Abstract P60: Xanthine Oxidase Mediates Cerebrovascular Dysfunction in Chronically Stressed Female Mice

Abstract

Chronic stress is a risk factor for many cerebrovascular diseases including stroke and vascular dementia. Our lab has preciously shown that chronic stress in male mice and rats reduces cerebrovascular function, mediated by an increase in oxidative stress, potentially via the xanthine oxidase pathway. However, the role of xanthine oxidase on cerebrovascular function in female mice has yet to be explored. Here, we examined the effect of chronic stress on middle cerebral artery function and xanthine oxidase expression in female mice.
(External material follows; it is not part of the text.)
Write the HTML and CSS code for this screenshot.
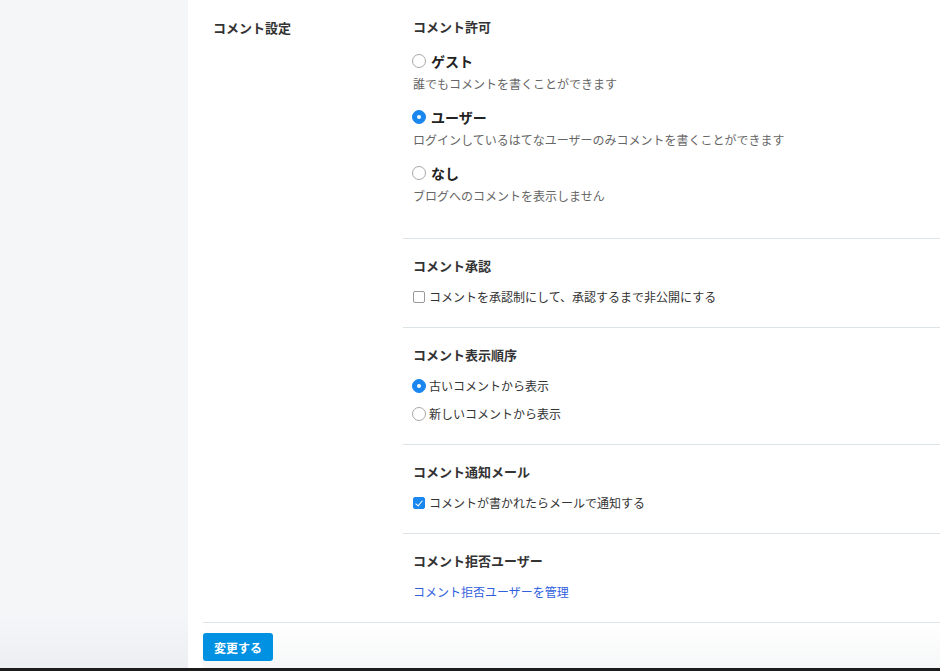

At 18 weeks of age, mice underwent the unpredictable chronic mild stress (UCMS; 5days/week for 7hrs/day) paradigm to elicit a chronic stress phenotype. On week 26, mice were euthanized and the middle cerebral arteries (MCA) were removed and positioned in a pressurized myobath. To test for vessel health, the MCA was exposed to increasing concentrations of acetylcholine (Ach; 10-9M to 10-4M) in the presence or absence of febuxostat (10uM), a xanthine oxidase inhibitor as well as increasing doses of phenylephrine (PE; 10-9M to 10-4M) and sodium nitroprusside (SNP; 10-9M to 10-4M). Coronal sections of brain tissue were then stained for the xanthine oxidase enzyme, imaged using a Nikon Eclipse 800 and fluorescence intensity was analyzed via ImageJ. MCA dilation to Ach was impaired in female mice that underwent UCMS compared to control mice (9.5±1um vs 20±1um; p<0.05). Incubating the MCA with febuxostat had no effect on control mice but improved MCA dilation in the UCMS mice (9.5±1um to 17±0.5um; p<0.05). No differences were found between control vs UCMS groups in response to PE or SNP. To support this, preliminary data (n=3-4/group) shows a trend of increased fluorescence intensity of xanthine oxidase expression within the somatosensory cortex of the mice exposed to UCMS compared to controls (41,666±2,923AU vs 31,091±3,759AU, respectively; p=0.059). Together, these data suggest increased xanthine oxidase activity plays a role in cerebrovascular dysfunction in female mice.